Our vision

General practice is the bedrock of the NHS. It is the first point of contact with the health service and is highly valued by patients. But it is also under immense strain. To meet the health challenges of the 21st Century and secure the future of general practice, we need to respond to changing patient and professional needs. 

We believe that with the right tools, skills and investment, general practice can continue to deliver world class, place-based patient care and being a GP can be the best job in the world. 

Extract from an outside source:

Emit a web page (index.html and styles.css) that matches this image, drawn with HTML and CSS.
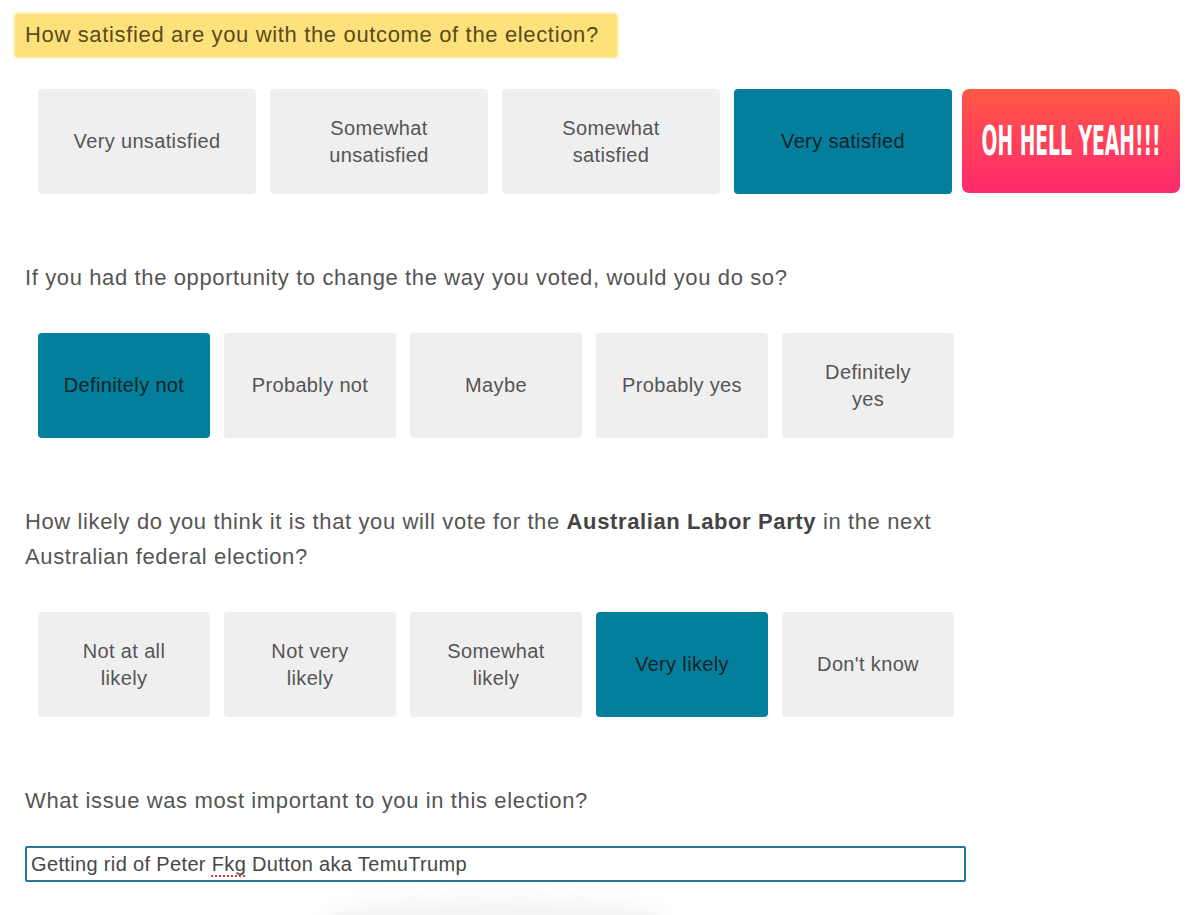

General practice in the future will remain true to its core principles – providing continuity and person-centred care - but the ways that care is delivered will change. The consultation will remain at the heart of general practice, but its form and content will look very different. GPs will have more time to care. The standard consultation length will be 15 minutes or longer if patients need more time. More consultations will be delivered remotely, by video, telephone or online. The relationship between doctor and patient will be recast: patients will be treated as equal partners in their own care and shared decision making will be the norm. 

General practice in the future won’t just be provided by GPs working in isolation. Care will be delivered by multidisciplinary practice teams comprising a range of clinical and non-clinical roles. Extended practice teams will enable patients to see a health professional more quickly; ease the workload burden on GPs and will widen the range of services provided in general practice. This will enable GPs to refocus their skills where they are most needed – diagnosing serious health conditions, managing multimorbidity and undifferentiated symptoms.

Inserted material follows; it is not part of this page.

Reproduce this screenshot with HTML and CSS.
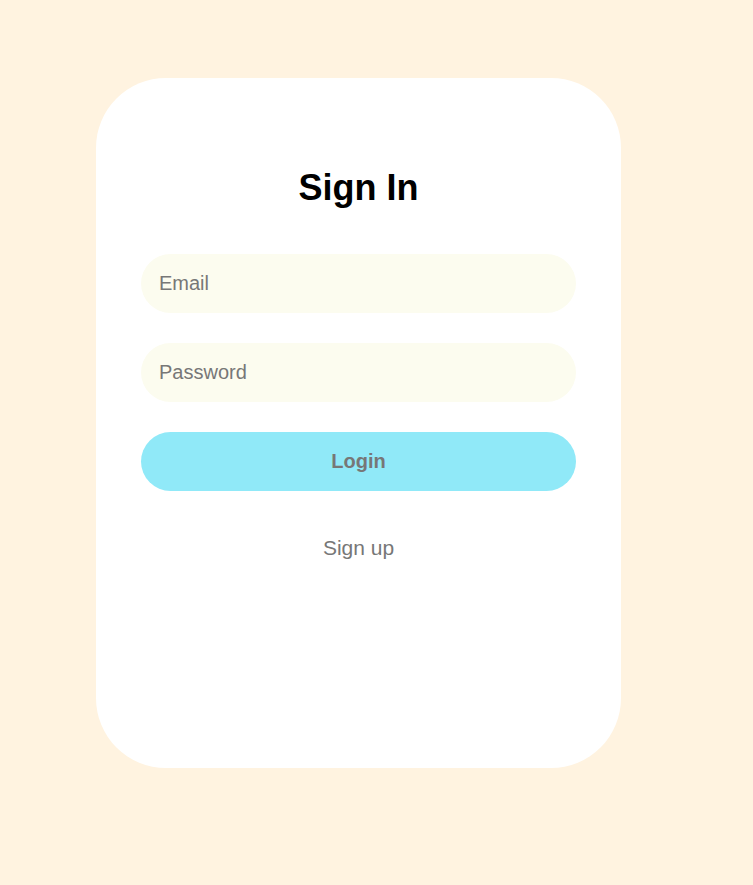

Tomorrow’s GPs will also work collaboratively with neighbouring practices to deliver placed-based care for their patient populations. These networks will serve as wellbeing hubs, hosting a range of wellbeing, healthy living and community services. This way general practice will play a proactive role in preventing ill-health, reducing health inequalities and building community resilience. Continuity and holistic care remain at the heart of our vision for general practice. The shift to working in multidisciplinary teams and at scale demands innovative new approaches to continuity of care. Patients will benefit from care that feels more joined up, thanks to shared digital care records, but also from new forms of relationship-based continuity – this might be a relationship with a group of clinicians or ‘micro-team’ or else with a named member of the practice team.